I've been making sourdough bread for six months to a year, and have had some success with both wheat and rye loaves. They tend to be a little denser than I'd like, but I probably don't let them rise long enough. Anyway, here's how I tried to make cinnamon raisin bread:
2c starter (made from equal volumes of unbleached bread flour and water)
2-3c bread flour
3T honey
1c sugar
1c raisins
1/8c cinnamon
1t salt
4T olive oil
1t baking soda
1T butter
I added honey, sugar, salt, oil and baking soda to the starter, mixed well, then added bread flour a half cup at a time until the dough wasn't sticky any more. I knead for another few minutes, then let the dough rise under a damp towel for some hours. Then I fold over the dough, shape it, slit the top, and let it rise a few hours more.
Then I put the loaf in a loaf pan in a cold oven, pour melted butter into the slit, set for 350F, and bake for 45 minutes. Then I remove it from the oven and let cool an hour before cutting.

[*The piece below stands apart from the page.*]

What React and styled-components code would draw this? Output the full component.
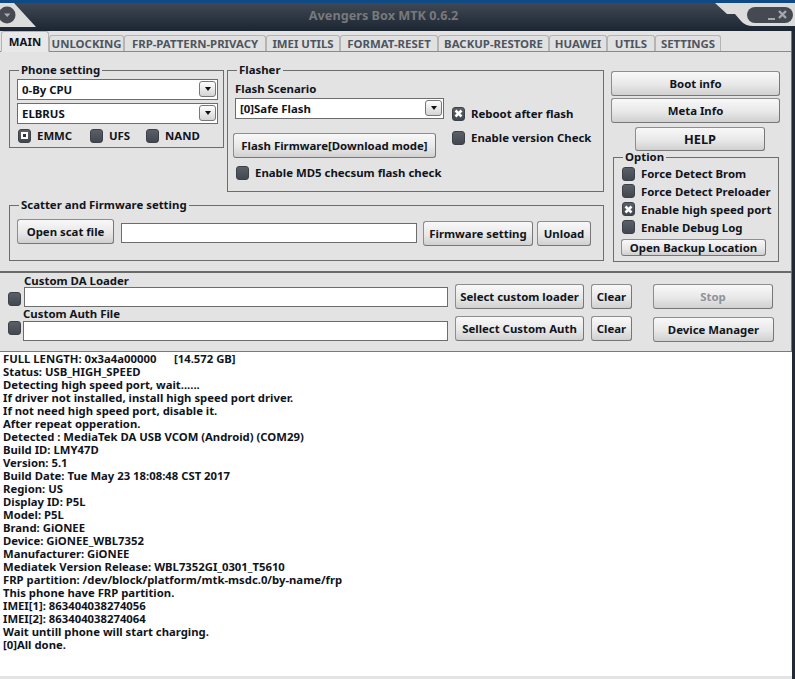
import React from 'react';
import styled, { createGlobalStyle } from 'styled-components';

const Global = createGlobalStyle`
  html, body {
    margin: 0;
    padding: 0;
    background: #fff;
  }
  * {
    box-sizing: border-box;
  }
`;

const FONT = `"Noto Sans", "Open Sans", sans-serif`;

const Window = styled.div`
  width: 795px;
  height: 679px;
  overflow: hidden;
  display: flex;
  flex-direction: column;
  font: 700 11.4px ${FONT};
  color: #10141c;
  background: #fff;
`;

const TitleBar = styled.div`
  position: relative;
  height: 31px;
  flex: none;
  border-top: 3px solid #0d4a86;
  background: linear-gradient(#3f4853, #1c2632);
  display: flex;
  align-items: center;
  justify-content: center;
  padding: 0 28px 4px 0;
`;

const Title = styled.div`
  color: #77797c;
  font-size: 12.7px;
`;

const CornerSvg = styled.svg`
  position: absolute;
  top: 0;
  ${(p) => (p.$right ? 'right: 0;' : 'left: 0;')}
`;

const Content = styled.div`
  flex: 1;
  min-height: 0;
  display: flex;
  flex-direction: column;
  border-right: 3px solid #222b35;
`;

const Upper = styled.div`
  height: 242px;
  flex: none;
  background: #e3e3e3;
  border-right: 1px solid #777;
  border-bottom: 2px solid #6a6a6a;
  display: flex;
  flex-direction: column;
`;

const Tabs = styled.div`
  height: 21px;
  flex: none;
  display: flex;
  align-items: flex-end;
  padding-left: 1px;
  border-bottom: 1px solid #8a8a8a;
`;

const Tab = styled.div`
  width: ${(p) => p.$w}px;
  height: ${(p) => (p.$active ? '21px' : '16px')};
  margin-bottom: ${(p) => (p.$active ? '-1px' : '0')};
  display: flex;
  align-items: center;
  justify-content: center;
  white-space: nowrap;
  color: ${(p) => (p.$active ? '#10141c' : '#4d5560')};
  background: ${(p) => (p.$active ? '#e8e8e8' : '#e1e1e1')};
  border: 1px solid #b4b4b4;
  border-bottom: ${(p) => (p.$active ? '1px solid #e8e8e8' : 'none')};
  border-radius: 3px 3px 0 0;
`;

const Body = styled.div`
  display: flex;
  padding: 11px 0 0 9px;
  gap: 7px;
`;

const LeftCol = styled.div`
  width: 595px;
  display: flex;
  flex-direction: column;
  gap: 6px;
`;

const TopRow = styled.div`
  display: flex;
  gap: 3px;
  align-items: flex-start;
`;

const Group = styled.fieldset`
  margin: ${(p) => p.$m || '0'};
  min-width: 0;
  width: ${(p) => p.$w}px;
  height: ${(p) => p.$h}px;
  padding: ${(p) => p.$pad || '0 5px 0 7px'};
  border: 1px solid #6d6d6d;
  display: flex;
  flex-direction: column;

  legend {
    padding: 0 2px;
    margin-left: ${(p) => p.$lm || 2}px;
    line-height: 14px;
  }
`;

const Select = styled.div`
  height: 21px;
  width: ${(p) => p.$w || 'auto'};
  background: #fff;
  border: 1px solid #6d6d6d;
  display: flex;
  align-items: center;
  justify-content: space-between;
  padding: 0 1px 1px 4px;
`;

const Arrow = styled.span`
  width: 17px;
  height: 16px;
  border: 1px solid #777;
  border-radius: 3px;
  background: linear-gradient(#fff, #d4d4d4);
  display: flex;
  align-items: center;
  justify-content: center;

  &::after {
    content: '';
    border-left: 3.5px solid transparent;
    border-right: 3.5px solid transparent;
    border-top: 4px solid #111;
  }
`;

const Stack = styled.div`
  display: flex;
  flex-direction: column;
  gap: ${(p) => p.$gap || 3}px;
  margin-top: ${(p) => p.$mt || 0}px;
`;

const RadioRow = styled.div`
  display: flex;
  margin-top: 4px;
  padding-left: 1px;
`;

const CheckWrap = styled.div`
  display: flex;
  align-items: center;
  gap: 6px;
  white-space: nowrap;
  width: ${(p) => (p.$w ? `${p.$w}px` : 'auto')};
  height: ${(p) => (p.$h ? `${p.$h}px` : 'auto')};
  margin-left: ${(p) => p.$ml || 0}px;
`;

const Box = styled.span`
  width: 13px;
  height: 14px;
  flex: none;
  border-radius: 3px;
  background: linear-gradient(#5b6068, #43474f);
  border: 1px solid #3c4048;
  display: inline-flex;
  align-items: center;
  justify-content: center;
  margin-bottom: ${(p) => p.$mb || 0}px;
`;

const Dot = styled.span`
  width: 7px;
  height: 7px;
  background: #fff;
  display: flex;
  align-items: center;
  justify-content: center;

  &::after {
    content: '';
    width: 3px;
    height: 3px;
    background: #333;
  }
`;

const Btn = styled.div`
  width: ${(p) => p.$w}px;
  height: ${(p) => p.$h || 25}px;
  flex: none;
  margin: ${(p) => p.$m || '0'};
  display: flex;
  align-items: center;
  justify-content: center;
  border: 1px solid #8d8d8d;
  border-bottom-color: #777;
  border-right-color: #777;
  border-radius: 3px;
  background: linear-gradient(#f8f8f8, #e8e8e8 55%, #d0d0d0);
  color: ${(p) => (p.$off ? '#8e9298' : '#10141c')};
  font-size: ${(p) => p.$fs || 11.4}px;
  white-space: nowrap;
`;

const Field = styled.div`
  height: ${(p) => p.$h || 20}px;
  background: #fff;
  border: 1px solid #6d6d6d;
  margin-top: ${(p) => p.$mt || 0}px;
`;

const WideField = styled(Field)`
  flex: 1;
`;

const FlashRow = styled.div`
  display: flex;
  margin-top: 2px;
`;

const SmallLabel = styled.div`
  line-height: 14px;
  margin-top: 5px;
`;

const Flags = styled.div`
  display: flex;
  flex-direction: column;
  gap: 9px;
  margin: 8px 0 0 8px;
`;

const ScatterRow = styled.div`
  display: flex;
  align-items: flex-start;
  margin-top: 7px;
  gap: 6px;
`;

const RightCol = styled.div`
  width: 169px;
  margin-top: 8px;
  display: flex;
  flex-direction: column;
  align-items: flex-start;
  gap: 2px;
`;

const OptionBody = styled.div`
  display: flex;
  flex-direction: column;
  align-items: flex-start;
  padding-top: 1px;
`;

const Custom = styled.div`
  height: 79px;
  flex: none;
  background: #e3e3e3;
  border-right: 1px solid #777;
  border-bottom: 1px solid #7a7a7a;
  display: flex;
  padding: 2px 0 0 8px;
`;

const CustomLeft = styled.div`
  width: 440px;
  display: flex;
  flex-direction: column;
  gap: 1px;
`;

const CustomRow = styled.div`
  display: flex;
  align-items: flex-end;
  gap: ${(p) => p.$gap}px;
`;

const CustomField = styled.div`
  flex: 1;
  display: flex;
  flex-direction: column;
`;

const CustomLabel = styled.div`
  line-height: 12px;
  height: ${(p) => p.$h}px;
`;

const CustomBtns = styled.div`
  margin-left: 7px;
  padding-top: 9px;
  display: grid;
  grid-template-columns: 129px 41px 141px;
  grid-auto-rows: 25px;
  column-gap: 7px;
  row-gap: 7px;
`;

const Log = styled.pre`
  margin: 0;
  padding: 0 0 0 3px;
  flex: 1;
  background: #fff;
  border-bottom: 3px solid #e3e3e3;
  font: 700 11.3px/13px ${FONT};
  color: #10141c;
`;

const TABS = [
  ['MAIN', 48],
  ['UNLOCKING', 75],
  ['FRP-PATTERN-PRIVACY', 142],
  ['IMEI UTILS', 74],
  ['FORMAT-RESET', 98],
  ['BACKUP-RESTORE', 111],
  ['HUAWEI', 58],
  ['UTILS', 48],
  ['SETTINGS', 66],
];

const LOG = `FULL LENGTH: 0x3a4a00000      [14.572 GB]
Status: USB_HIGH_SPEED
Detecting high speed port, wait......
If driver not installed, install high speed port driver.
If not need high speed port, disable it.
After repeat opperation.
Detected : MediaTek DA USB VCOM (Android) (COM29)
Build ID: LMY47D
Version: 5.1
Build Date: Tue May 23 18:08:48 CST 2017
Region: US
Display ID: P5L
Model: P5L
Brand: GiONEE
Device: GiONEE_WBL7352
Manufacturer: GiONEE
Mediatek Version Release: WBL7352GI_0301_T5610
FRP partition: /dev/block/platform/mtk-msdc.0/by-name/frp
This phone have FRP partition.
IMEI[1]: 863404038274056
IMEI[2]: 863404038274064
Wait untill phone will start charging.
[0]All done.`;

const Cross = () => (
  <svg width="9" height="9" viewBox="0 0 9 9">
    <path d="M1.5 1.5 L7.5 7.5 M7.5 1.5 L1.5 7.5" stroke="#fff" strokeWidth="2.6" />
  </svg>
);

const Check = ({ mark, label, w, h, ml }) => (
  <CheckWrap $w={w} $h={h} $ml={ml}>
    <Box>{mark === 'x' ? <Cross /> : mark === 'dot' ? <Dot /> : null}</Box>
    {label}
  </CheckWrap>
);

export default function App() {
  return (
    <Window>
      <Global />
      <TitleBar>
        <CornerSvg width="40" height="28" viewBox="0 0 40 28">
          <path d="M0 0 H14 L36 24 H0 Z" fill="#dcdcdc" />
          <circle cx="7" cy="12" r="8.5" fill="#454a52" />
          <path d="M4 10.5 H10.5 L7.2 14 Z" fill="#aaadb2" />
        </CornerSvg>
        <Title>Avengers Box MTK 0.6.2</Title>
        <CornerSvg $right width="80" height="28" viewBox="0 0 80 28">
          <path d="M0 0 H80 V23 H38 Q30 23 26 18 L20 11 H12 Z" fill="#dcdcdc" />
          <rect x="32" y="4" width="46" height="16" rx="8" fill="#454a52" />
          <path d="M53 16 H60" stroke="#a4a7ac" strokeWidth="2" />
          <path d="M64 8 L71 15 M71 8 L64 15" stroke="#a4a7ac" strokeWidth="2.4" />
        </CornerSvg>
      </TitleBar>

      <Content>
        <Upper>
          <Tabs>
            {TABS.map(([t, w], i) => (
              <Tab key={t} $w={w} $active={i === 0}>{t}</Tab>
            ))}
          </Tabs>
          <Body>
            <LeftCol>
              <TopRow>
                <Group $w={215} $h={85}>
                  <legend>Phone setting</legend>
                  <Stack $mt={2}>
                    <Select>0-By CPU<Arrow /></Select>
                    <Select>ELBRUS<Arrow /></Select>
                  </Stack>
                  <RadioRow>
                    <Check mark="dot" label="EMMC" w={72} />
                    <Check label="UFS" w={56} />
                    <Check label="NAND" />
                  </RadioRow>
                </Group>
                <Group $w={377} $h={129}>
                  <legend>Flasher</legend>
                  <SmallLabel>Flash Scenario</SmallLabel>
                  <FlashRow>
                    <Stack $gap={14}>
                      <Select $w="209px">[0]Safe Flash<Arrow /></Select>
                      <Btn $w={203} $m="0 0 0 -2px">Flash Firmware[Download mode]</Btn>
                    </Stack>
                    <Flags>
                      <Check mark="x" label="Reboot after flash" />
                      <Check label="Enable version Check" />
                    </Flags>
                  </FlashRow>
                  <Stack $mt={7}>
                    <Check label="Enable MD5 checsum flash check" ml={1} />
                  </Stack>
                </Group>
              </TopRow>
              <Group $w={595} $h={63} $pad="0 12px 0 7px">
                <legend>Scatter and Firmware setting</legend>
                <ScatterRow>
                  <Btn $w={97} $m="0 1px 0 0">Open scat file</Btn>
                  <WideField $mt={4} />
                  <Btn $w={110} $m="2px -2px 0 0">Firmware setting</Btn>
                  <Btn $w={54} $m="2px 0 0 0">Unload</Btn>
                </ScatterRow>
              </Group>
            </LeftCol>
            <RightCol>
              <Btn $w={169}>Boot info</Btn>
              <Btn $w={169}>Meta Info</Btn>
              <Btn $w={130} $h={24} $fs={12.8} $m="2px 0 0 24px">HELP</Btn>
              <Group $w={166} $h={112} $pad="0 5px 0 8px" $lm={1} $m="-3px 0 0 2px">
                <legend>Option</legend>
                <OptionBody>
                  <Check label="Force Detect Brom" h={17} />
                  <Check label="Force Detect Preloader" h={18} />
                  <Check mark="x" label="Enable high speed port" h={18} />
                  <Check label="Enable Debug Log" h={18} />
                  <Btn $w={145} $h={17} $m="3px 0 0 -1px">Open Backup Location</Btn>
                </OptionBody>
              </Group>
            </RightCol>
          </Body>
        </Upper>

        <Custom>
          <CustomLeft>
            <CustomRow $gap={3}>
              <Box $mb={1} />
              <CustomField>
                <CustomLabel $h={12}>Custom DA Loader</CustomLabel>
                <Field />
              </CustomField>
            </CustomRow>
            <CustomRow $gap={2}>
              <Box $mb={6} />
              <CustomField>
                <CustomLabel $h={13}>Custom Auth File</CustomLabel>
                <Field />
              </CustomField>
            </CustomRow>
          </CustomLeft>
          <CustomBtns>
            <Btn $w={129}>Select custom loader</Btn>
            <Btn $w={41}>Clear</Btn>
            <Btn $w={120} $off $m="0 0 0 14px">Stop</Btn>
            <Btn $w={129}>Sellect Custom Auth</Btn>
            <Btn $w={41}>Clear</Btn>
            <Btn $w={121} $m="1px 0 0 14px">Device Manager</Btn>
          </CustomBtns>
        </Custom>

        <Log>{LOG}</Log>
      </Content>
    </Window>
  );
}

When I cut I discovered that the crust was nice and crisp, the bread near the crust was a bit dense but tasty and fluffy enough, and also the middle of the bread was very nearly uncooked.
Only the following things are different from my previous succesful loaves:
- 1c sugar
- 1/8c cinnamon
- loaf pan (I usually bake on a parchment-covered pizza stone)

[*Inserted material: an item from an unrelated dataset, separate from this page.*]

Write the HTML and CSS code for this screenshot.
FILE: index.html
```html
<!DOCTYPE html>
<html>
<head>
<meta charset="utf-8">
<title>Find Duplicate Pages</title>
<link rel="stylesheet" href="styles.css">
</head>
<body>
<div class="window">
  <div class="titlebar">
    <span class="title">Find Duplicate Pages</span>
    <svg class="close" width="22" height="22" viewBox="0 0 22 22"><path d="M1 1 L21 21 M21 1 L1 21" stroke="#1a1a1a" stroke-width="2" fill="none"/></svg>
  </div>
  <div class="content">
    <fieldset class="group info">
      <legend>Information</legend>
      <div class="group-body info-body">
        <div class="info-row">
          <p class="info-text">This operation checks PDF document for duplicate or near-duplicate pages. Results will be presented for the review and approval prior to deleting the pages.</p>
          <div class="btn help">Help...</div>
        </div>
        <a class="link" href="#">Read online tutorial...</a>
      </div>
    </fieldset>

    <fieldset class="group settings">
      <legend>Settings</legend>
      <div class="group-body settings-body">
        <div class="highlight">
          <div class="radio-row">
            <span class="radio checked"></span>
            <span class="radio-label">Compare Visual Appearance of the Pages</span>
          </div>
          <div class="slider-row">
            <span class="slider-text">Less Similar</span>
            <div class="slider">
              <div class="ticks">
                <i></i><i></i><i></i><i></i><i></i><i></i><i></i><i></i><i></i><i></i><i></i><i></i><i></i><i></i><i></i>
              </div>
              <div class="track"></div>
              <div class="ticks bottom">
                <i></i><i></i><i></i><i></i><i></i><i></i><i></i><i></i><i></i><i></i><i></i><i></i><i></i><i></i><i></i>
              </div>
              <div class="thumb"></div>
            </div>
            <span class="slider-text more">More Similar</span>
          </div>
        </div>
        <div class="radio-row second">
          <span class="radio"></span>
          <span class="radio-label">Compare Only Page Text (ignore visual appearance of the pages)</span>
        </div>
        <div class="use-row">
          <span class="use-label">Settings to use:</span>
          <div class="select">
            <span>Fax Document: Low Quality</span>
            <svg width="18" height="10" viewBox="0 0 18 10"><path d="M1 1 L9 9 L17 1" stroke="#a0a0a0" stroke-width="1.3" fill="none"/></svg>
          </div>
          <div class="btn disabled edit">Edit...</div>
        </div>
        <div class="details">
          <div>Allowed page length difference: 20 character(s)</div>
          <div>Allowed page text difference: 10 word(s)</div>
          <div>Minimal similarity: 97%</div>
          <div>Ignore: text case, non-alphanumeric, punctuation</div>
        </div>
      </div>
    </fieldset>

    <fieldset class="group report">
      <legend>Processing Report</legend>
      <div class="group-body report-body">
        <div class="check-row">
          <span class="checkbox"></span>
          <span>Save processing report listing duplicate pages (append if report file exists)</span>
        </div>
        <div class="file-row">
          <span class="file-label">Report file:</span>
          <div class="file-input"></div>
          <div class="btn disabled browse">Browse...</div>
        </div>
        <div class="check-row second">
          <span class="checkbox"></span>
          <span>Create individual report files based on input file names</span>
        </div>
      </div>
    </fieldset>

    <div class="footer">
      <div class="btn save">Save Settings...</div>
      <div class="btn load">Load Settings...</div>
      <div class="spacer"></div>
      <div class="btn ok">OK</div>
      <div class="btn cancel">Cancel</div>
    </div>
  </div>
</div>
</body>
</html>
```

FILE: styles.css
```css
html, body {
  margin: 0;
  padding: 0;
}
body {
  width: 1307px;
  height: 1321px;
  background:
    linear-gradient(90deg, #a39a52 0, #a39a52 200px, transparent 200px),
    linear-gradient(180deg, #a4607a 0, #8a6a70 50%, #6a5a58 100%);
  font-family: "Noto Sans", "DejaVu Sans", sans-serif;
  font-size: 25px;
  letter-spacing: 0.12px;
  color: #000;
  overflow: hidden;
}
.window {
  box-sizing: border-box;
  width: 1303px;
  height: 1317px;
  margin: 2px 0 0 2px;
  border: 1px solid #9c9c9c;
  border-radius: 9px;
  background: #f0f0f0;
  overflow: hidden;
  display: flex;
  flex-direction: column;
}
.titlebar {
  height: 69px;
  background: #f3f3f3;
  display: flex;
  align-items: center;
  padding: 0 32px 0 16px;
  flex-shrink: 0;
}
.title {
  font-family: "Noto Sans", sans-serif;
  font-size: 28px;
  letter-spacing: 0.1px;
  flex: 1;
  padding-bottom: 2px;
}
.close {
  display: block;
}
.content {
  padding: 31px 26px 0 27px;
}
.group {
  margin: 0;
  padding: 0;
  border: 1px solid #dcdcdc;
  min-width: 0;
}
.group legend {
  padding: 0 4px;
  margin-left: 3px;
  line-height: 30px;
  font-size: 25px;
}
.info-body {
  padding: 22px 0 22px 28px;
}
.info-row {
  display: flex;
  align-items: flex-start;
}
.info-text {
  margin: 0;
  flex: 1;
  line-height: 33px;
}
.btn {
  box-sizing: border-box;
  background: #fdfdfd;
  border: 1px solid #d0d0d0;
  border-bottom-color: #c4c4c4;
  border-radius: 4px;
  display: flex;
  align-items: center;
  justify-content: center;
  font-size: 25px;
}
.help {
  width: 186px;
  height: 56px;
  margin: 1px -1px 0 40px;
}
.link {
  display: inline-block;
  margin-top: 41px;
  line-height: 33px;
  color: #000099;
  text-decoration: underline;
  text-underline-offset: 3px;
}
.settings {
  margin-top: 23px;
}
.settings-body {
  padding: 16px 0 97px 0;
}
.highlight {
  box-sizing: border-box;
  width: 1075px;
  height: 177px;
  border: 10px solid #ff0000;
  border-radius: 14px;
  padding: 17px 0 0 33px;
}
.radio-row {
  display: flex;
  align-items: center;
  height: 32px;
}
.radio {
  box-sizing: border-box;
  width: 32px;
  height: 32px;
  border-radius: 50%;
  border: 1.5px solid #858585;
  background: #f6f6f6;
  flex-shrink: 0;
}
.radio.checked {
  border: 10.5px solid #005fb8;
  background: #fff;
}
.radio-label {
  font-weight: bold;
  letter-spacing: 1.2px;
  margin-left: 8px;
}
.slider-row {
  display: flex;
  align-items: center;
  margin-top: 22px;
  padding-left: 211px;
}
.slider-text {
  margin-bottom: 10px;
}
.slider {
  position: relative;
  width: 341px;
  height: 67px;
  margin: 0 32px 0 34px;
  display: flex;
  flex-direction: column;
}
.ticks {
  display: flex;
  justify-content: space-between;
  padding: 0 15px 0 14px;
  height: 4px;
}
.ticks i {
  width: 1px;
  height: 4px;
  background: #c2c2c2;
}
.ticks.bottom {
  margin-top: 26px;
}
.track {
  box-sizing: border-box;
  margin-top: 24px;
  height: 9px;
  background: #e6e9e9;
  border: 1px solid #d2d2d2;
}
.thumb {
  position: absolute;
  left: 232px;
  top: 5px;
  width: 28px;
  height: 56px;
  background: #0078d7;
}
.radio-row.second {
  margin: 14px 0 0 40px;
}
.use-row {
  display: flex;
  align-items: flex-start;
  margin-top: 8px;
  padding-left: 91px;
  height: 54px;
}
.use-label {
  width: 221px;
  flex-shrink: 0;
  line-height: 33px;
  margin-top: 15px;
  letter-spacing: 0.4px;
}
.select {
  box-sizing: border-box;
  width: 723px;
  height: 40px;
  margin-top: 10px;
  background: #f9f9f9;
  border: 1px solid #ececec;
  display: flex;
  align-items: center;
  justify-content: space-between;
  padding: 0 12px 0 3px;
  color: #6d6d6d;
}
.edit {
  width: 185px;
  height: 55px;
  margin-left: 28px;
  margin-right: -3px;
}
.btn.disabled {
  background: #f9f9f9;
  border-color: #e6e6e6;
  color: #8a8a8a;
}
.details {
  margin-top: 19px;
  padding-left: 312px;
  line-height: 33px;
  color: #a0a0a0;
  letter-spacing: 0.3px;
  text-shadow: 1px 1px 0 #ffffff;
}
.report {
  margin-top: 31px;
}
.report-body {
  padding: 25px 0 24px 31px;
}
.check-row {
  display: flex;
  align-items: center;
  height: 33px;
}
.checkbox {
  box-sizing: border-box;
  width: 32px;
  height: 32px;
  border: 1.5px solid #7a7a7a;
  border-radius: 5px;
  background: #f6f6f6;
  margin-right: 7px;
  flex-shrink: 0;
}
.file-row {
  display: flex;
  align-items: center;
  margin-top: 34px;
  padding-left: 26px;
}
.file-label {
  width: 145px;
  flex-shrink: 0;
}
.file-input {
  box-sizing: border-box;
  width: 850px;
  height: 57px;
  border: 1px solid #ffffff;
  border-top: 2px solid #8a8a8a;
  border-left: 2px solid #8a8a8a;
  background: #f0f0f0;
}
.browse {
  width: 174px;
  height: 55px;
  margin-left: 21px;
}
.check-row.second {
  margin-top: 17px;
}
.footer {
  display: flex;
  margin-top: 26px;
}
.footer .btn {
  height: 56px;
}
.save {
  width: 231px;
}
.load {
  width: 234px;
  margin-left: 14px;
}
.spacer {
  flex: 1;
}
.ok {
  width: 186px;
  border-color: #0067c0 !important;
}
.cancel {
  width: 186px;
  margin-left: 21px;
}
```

Any suggestions as to what might be causing the center of the loaf to stay doughy and moist? I'm considering making it again, and think I might bake for an hour or more at 250F instead - slower cooking means the center should cook better.
Any thoughts?
Replies
I usally bake my bread around 430 F for 20 minutes (preheated) then turn it down to 400 F and bake for another 15 minutes. I then remove it from the pan, and bake it out of the pan on the oven rack for 5-10 minutes.
I wouldn't have put the pan in a cold oven. For oven temp of 350F you'd have to expect about 10 minutes of heat up. Lower temp baking will had a different affect on the dough than you'd probably want.
Also, like Adam said, I'd expect a higher oven temp, 400F to 450F.
It's probably because this time you baked it in a tin which introduces two new factors, the tin and the fact that it's a different shape. As it's not a very big loaf this suggests that your regular loaf is only just about baked.
It's really worth having a cheap probe thermometer and making sure that the internal temperature is over 90C. You might rarely use it but it's a useful thing to have when you are baking something different.
I like baking 2K loaves which I would normally bake as a boule - that would get baked for 65 minutes at 200C (a lowish temperature but it suits this oven). I baked a 2K in a tin, checked with the thermometer, and it took an additional 30 minutes to bake through.